═══ Supplied information

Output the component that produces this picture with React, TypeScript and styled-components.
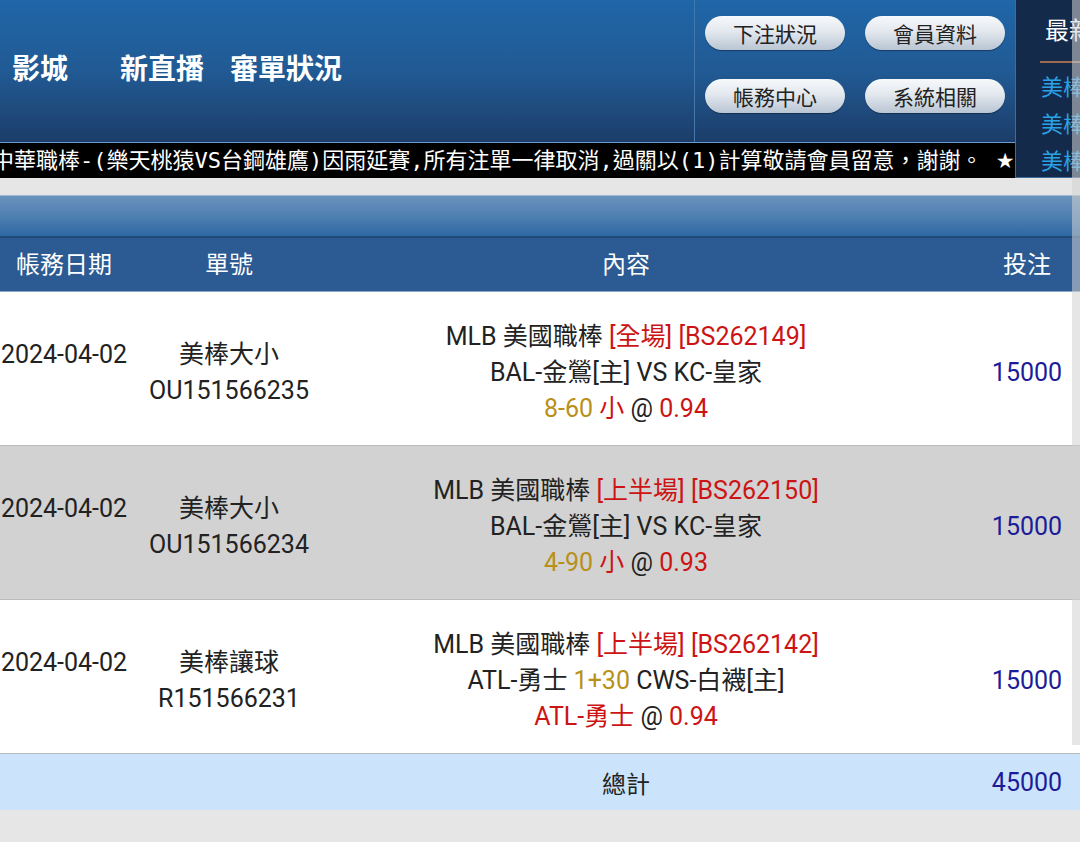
import React from "react";
import styled, { createGlobalStyle } from "styled-components";

const GlobalStyle = createGlobalStyle`
	body {
		margin: 0;
		background: #e6e6e6;
		overflow: hidden;
		font-family: Roboto, "Noto Sans CJK TC", sans-serif;
	}
`;

const Page = styled.div`
	position: relative;
	width: 1080px;
	height: 842px;
	overflow: hidden;
	background: #e6e6e6;
`;

const TopBar = styled.div`
	display: flex;
	height: 178px;
`;

const MainCol = styled.div`
	display: flex;
	flex-direction: column;
	width: 1015px;
`;

const Header = styled.div`
	display: flex;
	height: 142px;
	background: linear-gradient(180deg, #1f66a8 0%, #215a94 50%, #1c3d69 100%);
`;

const Nav = styled.div`
	display: flex;
	align-items: center;
	width: 695px;
	border-right: 1px solid #4477aa;
	padding: 0 0 8px 12px;
	box-sizing: border-box;
	font-family: "Noto Sans CJK TC", sans-serif;
	font-weight: 700;
	font-size: 28px;
	color: #fff;
`;

const NavItem = styled.span<{ $gap: number }>`
	margin-right: ${(p) => p.$gap}px;
`;

const ButtonGrid = styled.div`
	display: grid;
	grid-template-columns: 140px 140px;
	grid-auto-rows: 34px;
	align-content: start;
	column-gap: 20px;
	row-gap: 29px;
	padding: 16px 0 0 10px;
`;

const PillButton = styled.div`
	height: 34px;
	border-radius: 17px;
	background: linear-gradient(180deg, #f7f9fb 0%, #e3e8ee 45%, #b9c5d3 100%);
	box-shadow: 0 1px 1px rgba(0, 0, 0, 0.35);
	display: flex;
	align-items: center;
	justify-content: center;
	font-family: "Noto Sans CJK TC", sans-serif;
	font-size: 21px;
	color: #222;
`;

const Marquee = styled.div`
	height: 35px;
	border-top: 1px solid #6c9ccc;
	background: #000;
	color: #fff;
	font-family: "DejaVu Sans Mono", "Noto Sans CJK TC", monospace;
	font-size: 22px;
	line-height: 35px;
	white-space: pre;
	overflow: hidden;
	text-indent: -8px;
`;

const Star = styled.span`
	font-family: "DejaVu Sans", sans-serif;
	font-size: 21px;
`;

const SidePanel = styled.div`
	width: 65px;
	height: 178px;
	box-sizing: border-box;
	background: #142a4b;
	border-left: 1px solid #3e6c9e;
	border-bottom: 1px solid #3e6c9e;
	font-family: "Noto Sans CJK TC", sans-serif;
	overflow: hidden;
	white-space: nowrap;
`;

const SideTitle = styled.div`
	height: 61px;
	line-height: 58px;
	font-size: 24px;
	color: #fff;
	border-bottom: 2px solid #9c6a52;
	margin: 0 0 4px 24px;
	padding-left: 5px;
`;

const SideLink = styled.div`
	padding-left: 25px;
	font-size: 22px;
	line-height: 37px;
	color: #2ba2e4;
`;

const Gap = styled.div`
	height: 17px;
`;

const TitleBand = styled.div`
	height: 40px;
	border-top: 1px solid #9fb9d4;
	background: linear-gradient(180deg, #6a92bd 0%, #4f80b2 50%, #2e68a3 100%);
	border-bottom: 2px solid #1f4a77;
`;

const Grid = styled.div<{ $bg: string; $h: number }>`
	display: grid;
	grid-template-columns: 128px 202px 592px 210px;
	width: 1132px;
	height: ${(p) => p.$h}px;
	background: ${(p) => p.$bg};
	align-items: center;
	text-align: center;
	box-sizing: border-box;
`;

const HeadRow = styled(Grid)`
	color: #fff;
	font-family: "Noto Sans CJK TC", sans-serif;
	font-size: 24px;
	border-bottom: 1px solid #8aa6c6;
	padding-bottom: 5px;
`;

const BodyRow = styled(Grid)`
	font-size: 25px;
	line-height: 36px;
	color: #222;
	border-bottom: 1px solid #bbbbbb;
	padding-top: 8px;
`;

const Cell = styled.div`
	display: flex;
	flex-direction: column;
	align-items: center;
`;

const Amount = styled.div`
	color: #1c1c99;
	font-size: 25px;
`;

const Red = styled.span`
	color: #cc1414;
`;

const Gold = styled.span`
	color: #b8901a;
`;

const TotalRow = styled(Grid)`
	font-size: 24px;
	color: #222;
`;

const ScrollTrack = styled.div`
	position: absolute;
	top: 0;
	right: 0;
	width: 8px;
	height: 745px;
	background: rgba(210, 210, 210, 0.55);
`;

type Bet = {
	date: string;
	kind: string;
	no: string;
	stage: string;
	code: string;
	match: React.ReactNode;
	pick: React.ReactNode;
	amount: string;
	bg: string;
};

const bets: Bet[] = [
	{
		date: "2024-04-02",
		kind: "美棒大小",
		no: "OU151566235",
		stage: "[全場]",
		code: "[BS262149]",
		match: <>BAL-金鶯[主] VS KC-皇家</>,
		pick: (
			<>
				<Gold>8-60</Gold> <Red>小</Red> @ <Red>0.94</Red>
			</>
		),
		amount: "15000",
		bg: "#ffffff",
	},
	{
		date: "2024-04-02",
		kind: "美棒大小",
		no: "OU151566234",
		stage: "[上半場]",
		code: "[BS262150]",
		match: <>BAL-金鶯[主] VS KC-皇家</>,
		pick: (
			<>
				<Gold>4-90</Gold> <Red>小</Red> @ <Red>0.93</Red>
			</>
		),
		amount: "15000",
		bg: "#d2d2d2",
	},
	{
		date: "2024-04-02",
		kind: "美棒讓球",
		no: "R151566231",
		stage: "[上半場]",
		code: "[BS262142]",
		match: (
			<>
				ATL-勇士 <Gold>1+30</Gold> CWS-白襪[主]
			</>
		),
		pick: (
			<>
				<Red>ATL-勇士</Red> @ <Red>0.94</Red>
			</>
		),
		amount: "15000",
		bg: "#ffffff",
	},
];

export default function App() {
	return (
		<Page>
			<GlobalStyle />
			<TopBar>
				<MainCol>
					<Header>
						<Nav>
							<NavItem $gap={52}>影城</NavItem>
							<NavItem $gap={26}>新直播</NavItem>
							<NavItem $gap={0}>審單狀況</NavItem>
						</Nav>
						<ButtonGrid>
							<PillButton>下注狀況</PillButton>
							<PillButton>會員資料</PillButton>
							<PillButton>帳務中心</PillButton>
							<PillButton>系統相關</PillButton>
						</ButtonGrid>
					</Header>
					<Marquee>
						{"中華職棒-(樂天桃猿VS台鋼雄鷹)因雨延賽,所有注單一律取消,過關以(1)計算敬請會員留意，謝謝。 "}
						<Star>★</Star>
					</Marquee>
				</MainCol>
				<SidePanel>
					<SideTitle>最新</SideTitle>
					<SideLink>美棒</SideLink>
					<SideLink>美棒</SideLink>
					<SideLink>美棒</SideLink>
				</SidePanel>
			</TopBar>
			<Gap />
			<TitleBand />
			<HeadRow $bg="#2c5a92" $h={54}>
				<div>帳務日期</div>
				<div>單號</div>
				<div>內容</div>
				<div>投注</div>
			</HeadRow>
			{bets.map((b, i) => (
				<BodyRow key={i} $bg={b.bg} $h={154}>
					<Cell>
						<div>{b.date}</div>
						<div>&nbsp;</div>
					</Cell>
					<Cell>
						<div>{b.kind}</div>
						<div>{b.no}</div>
					</Cell>
					<Cell>
						<div>
							MLB 美國職棒 <Red>{b.stage}</Red> <Red>{b.code}</Red>
						</div>
						<div>{b.match}</div>
						<div>{b.pick}</div>
					</Cell>
					<Amount>{b.amount}</Amount>
				</BodyRow>
			))}
			<TotalRow $bg="#cce4fb" $h={56}>
				<div />
				<div />
				<div>總計</div>
				<Amount>45000</Amount>
			</TotalRow>
			<ScrollTrack />
		</Page>
	);
}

══════

- Problem to work on -
Set the listing down in full and exactly. Pictures within it should not appear in the copy.

- Complete response -
Output the component that produces this picture with React, TypeScript and styled-components.
import React from "react";
import styled, { createGlobalStyle } from "styled-components";

const GlobalStyle = createGlobalStyle`
	body {
		margin: 0;
		background: #e6e6e6;
		overflow: hidden;
		font-family: Roboto, "Noto Sans CJK TC", sans-serif;
	}
`;

const Page = styled.div`
	position: relative;
	width: 1080px;
	height: 842px;
	overflow: hidden;
	background: #e6e6e6;
`;

const TopBar = styled.div`
	display: flex;
	height: 178px;
`;

const MainCol = styled.div`
	display: flex;
	flex-direction: column;
	width: 1015px;
`;

const Header = styled.div`
	display: flex;
	height: 142px;
	background: linear-gradient(180deg, #1f66a8 0%, #215a94 50%, #1c3d69 100%);
`;

const Nav = styled.div`
	display: flex;
	align-items: center;
	width: 695px;
	border-right: 1px solid #4477aa;
	padding: 0 0 8px 12px;
	box-sizing: border-box;
	font-family: "Noto Sans CJK TC", sans-serif;
	font-weight: 700;
	font-size: 28px;
	color: #fff;
`;

const NavItem = styled.span<{ $gap: number }>`
	margin-right: ${(p) => p.$gap}px;
`;

const ButtonGrid = styled.div`
	display: grid;
	grid-template-columns: 140px 140px;
	grid-auto-rows: 34px;
	align-content: start;
	column-gap: 20px;
	row-gap: 29px;
	padding: 16px 0 0 10px;
`;

const PillButton = styled.div`
	height: 34px;
	border-radius: 17px;
	background: linear-gradient(180deg, #f7f9fb 0%, #e3e8ee 45%, #b9c5d3 100%);
	box-shadow: 0 1px 1px rgba(0, 0, 0, 0.35);
	display: flex;
	align-items: center;
	justify-content: center;
	font-family: "Noto Sans CJK TC", sans-serif;
	font-size: 21px;
	color: #222;
`;

const Marquee = styled.div`
	height: 35px;
	border-top: 1px solid #6c9ccc;
	background: #000;
	color: #fff;
	font-family: "DejaVu Sans Mono", "Noto Sans CJK TC", monospace;
	font-size: 22px;
	line-height: 35px;
	white-space: pre;
	overflow: hidden;
	text-indent: -8px;
`;

const Star = styled.span`
	font-family: "DejaVu Sans", sans-serif;
	font-size: 21px;
`;

const SidePanel = styled.div`
	width: 65px;
	height: 178px;
	box-sizing: border-box;
	background: #142a4b;
	border-left: 1px solid #3e6c9e;
	border-bottom: 1px solid #3e6c9e;
	font-family: "Noto Sans CJK TC", sans-serif;
	overflow: hidden;
	white-space: nowrap;
`;

const SideTitle = styled.div`
	height: 61px;
	line-height: 58px;
	font-size: 24px;
	color: #fff;
	border-bottom: 2px solid #9c6a52;
	margin: 0 0 4px 24px;
	padding-left: 5px;
`;

const SideLink = styled.div`
	padding-left: 25px;
	font-size: 22px;
	line-height: 37px;
	color: #2ba2e4;
`;

const Gap = styled.div`
	height: 17px;
`;

const TitleBand = styled.div`
	height: 40px;
	border-top: 1px solid #9fb9d4;
	background: linear-gradient(180deg, #6a92bd 0%, #4f80b2 50%, #2e68a3 100%);
	border-bottom: 2px solid #1f4a77;
`;

const Grid = styled.div<{ $bg: string; $h: number }>`
	display: grid;
	grid-template-columns: 128px 202px 592px 210px;
	width: 1132px;
	height: ${(p) => p.$h}px;
	background: ${(p) => p.$bg};
	align-items: center;
	text-align: center;
	box-sizing: border-box;
`;

const HeadRow = styled(Grid)`
	color: #fff;
	font-family: "Noto Sans CJK TC", sans-serif;
	font-size: 24px;
	border-bottom: 1px solid #8aa6c6;
	padding-bottom: 5px;
`;

const BodyRow = styled(Grid)`
	font-size: 25px;
	line-height: 36px;
	color: #222;
	border-bottom: 1px solid #bbbbbb;
	padding-top: 8px;
`;

const Cell = styled.div`
	display: flex;
	flex-direction: column;
	align-items: center;
`;

const Amount = styled.div`
	color: #1c1c99;
	font-size: 25px;
`;

const Red = styled.span`
	color: #cc1414;
`;

const Gold = styled.span`
	color: #b8901a;
`;

const TotalRow = styled(Grid)`
	font-size: 24px;
	color: #222;
`;

const ScrollTrack = styled.div`
	position: absolute;
	top: 0;
	right: 0;
	width: 8px;
	height: 745px;
	background: rgba(210, 210, 210, 0.55);
`;

type Bet = {
	date: string;
	kind: string;
	no: string;
	stage: string;
	code: string;
	match: React.ReactNode;
	pick: React.ReactNode;
	amount: string;
	bg: string;
};

const bets: Bet[] = [
	{
		date: "2024-04-02",
		kind: "美棒大小",
		no: "OU151566235",
		stage: "[全場]",
		code: "[BS262149]",
		match: <>BAL-金鶯[主] VS KC-皇家</>,
		pick: (
			<>
				<Gold>8-60</Gold> <Red>小</Red> @ <Red>0.94</Red>
			</>
		),
		amount: "15000",
		bg: "#ffffff",
	},
	{
		date: "2024-04-02",
		kind: "美棒大小",
		no: "OU151566234",
		stage: "[上半場]",
		code: "[BS262150]",
		match: <>BAL-金鶯[主] VS KC-皇家</>,
		pick: (
			<>
				<Gold>4-90</Gold> <Red>小</Red> @ <Red>0.93</Red>
			</>
		),
		amount: "15000",
		bg: "#d2d2d2",
	},
	{
		date: "2024-04-02",
		kind: "美棒讓球",
		no: "R151566231",
		stage: "[上半場]",
		code: "[BS262142]",
		match: (
			<>
				ATL-勇士 <Gold>1+30</Gold> CWS-白襪[主]
			</>
		),
		pick: (
			<>
				<Red>ATL-勇士</Red> @ <Red>0.94</Red>
			</>
		),
		amount: "15000",
		bg: "#ffffff",
	},
];

export default function App() {
	return (
		<Page>
			<GlobalStyle />
			<TopBar>
				<MainCol>
					<Header>
						<Nav>
							<NavItem $gap={52}>影城</NavItem>
							<NavItem $gap={26}>新直播</NavItem>
							<NavItem $gap={0}>審單狀況</NavItem>
						</Nav>
						<ButtonGrid>
							<PillButton>下注狀況</PillButton>
							<PillButton>會員資料</PillButton>
							<PillButton>帳務中心</PillButton>
							<PillButton>系統相關</PillButton>
						</ButtonGrid>
					</Header>
					<Marquee>
						{"中華職棒-(樂天桃猿VS台鋼雄鷹)因雨延賽,所有注單一律取消,過關以(1)計算敬請會員留意，謝謝。 "}
						<Star>★</Star>
					</Marquee>
				</MainCol>
				<SidePanel>
					<SideTitle>最新</SideTitle>
					<SideLink>美棒</SideLink>
					<SideLink>美棒</SideLink>
					<SideLink>美棒</SideLink>
				</SidePanel>
			</TopBar>
			<Gap />
			<TitleBand />
			<HeadRow $bg="#2c5a92" $h={54}>
				<div>帳務日期</div>
				<div>單號</div>
				<div>內容</div>
				<div>投注</div>
			</HeadRow>
			{bets.map((b, i) => (
				<BodyRow key={i} $bg={b.bg} $h={154}>
					<Cell>
						<div>{b.date}</div>
						<div>&nbsp;</div>
					</Cell>
					<Cell>
						<div>{b.kind}</div>
						<div>{b.no}</div>
					</Cell>
					<Cell>
						<div>
							MLB 美國職棒 <Red>{b.stage}</Red> <Red>{b.code}</Red>
						</div>
						<div>{b.match}</div>
						<div>{b.pick}</div>
					</Cell>
					<Amount>{b.amount}</Amount>
				</BodyRow>
			))}
			<TotalRow $bg="#cce4fb" $h={56}>
				<div />
				<div />
				<div>總計</div>
				<Amount>45000</Amount>
			</TotalRow>
			<ScrollTrack />
		</Page>
	);
}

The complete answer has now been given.